Quote for the Day: Via Brad Spangler 2009-05-02, Mikhail Bakunin on spontaneous order and the utopia of utopias:
... [W]e neither intend nor desire to thrust upon our own or any other people any scheme of social organization taken from books or concocted by ourselves. We are convinced that the masses of the people carry in themselves, in their instincts (more or less developed by history), in their daily necessities, and. in their conscious or unconscious aspirations, all the elements of the future social organization. We seek this ideal in the people themselves. Every state power, every government, by its very nature places itself outside and over the people and inevitably subordinates them to an organization and to aims which are foreign to and opposed to the real needs and aspirations of the people. We declare ourselves the enemies of every government and every state power, and of governmental organization in general. We think that people can be free and happy only when organized from the bottom up in completely free and independent associations, without governmental paternalism though not without the influence of a variety of free individuals and parties.

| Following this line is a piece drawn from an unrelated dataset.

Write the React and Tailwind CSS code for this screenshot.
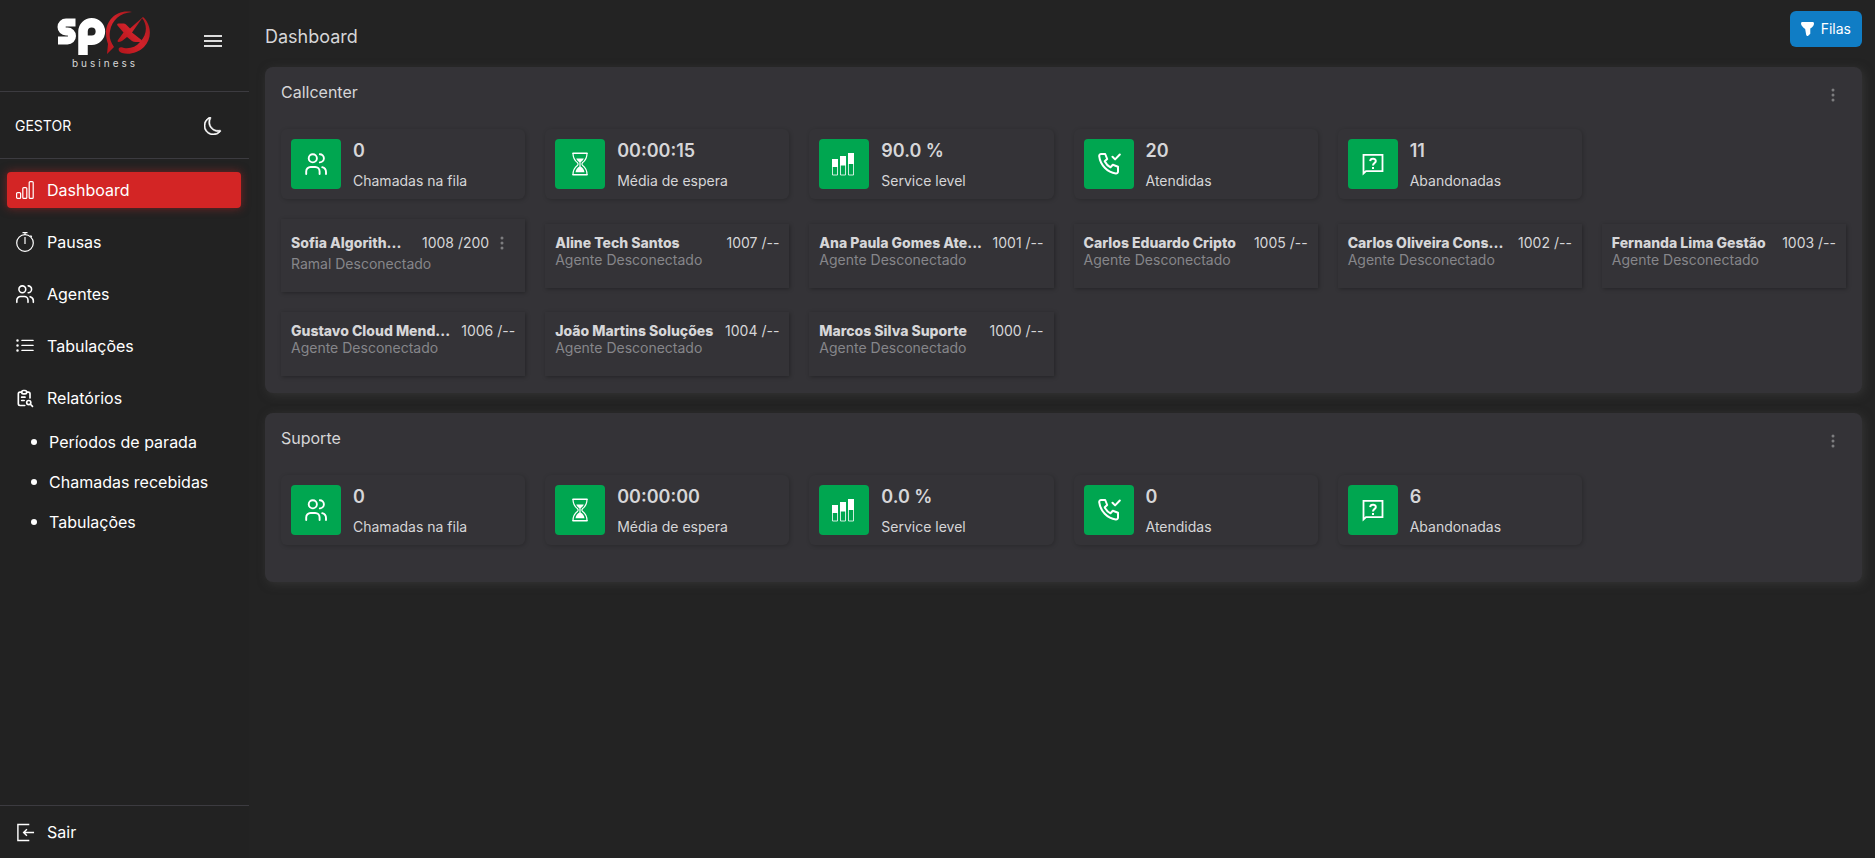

—Mikhail Bakunin, Critique of the Marxist Theory of the State
Obama’s Earth Day: Crispin Sartwell, eye of the storm (2009-05-07). In the spirit of this administration.
The War on the Informal Sector: Jesse Walker, Hit & Run (2009-04-10): Air Force Unable to Hold Bake Sale to Buy Bomber, in which, thank God, the Professionalizing State saves us from the menace of unfettered pie-baking at the Friday fish-fry.
The War on Urban Homesteaders: Daniel Santana, Los Angeles IMC (2009-04-25): Never Forever 21 Action: Round 3 4/25/09, in which the South Central Farmers continue their fight to reclaim their homesteaded land from the city government bulldozer-brigade
Developmentschemes (cf. GT 2006-06-14: Enclosure comes to Los Angeles), currently slated to be turned over for a Forever 21 clothing warehouse. They’re calling for protests to the city government and a boycott of Forever 21.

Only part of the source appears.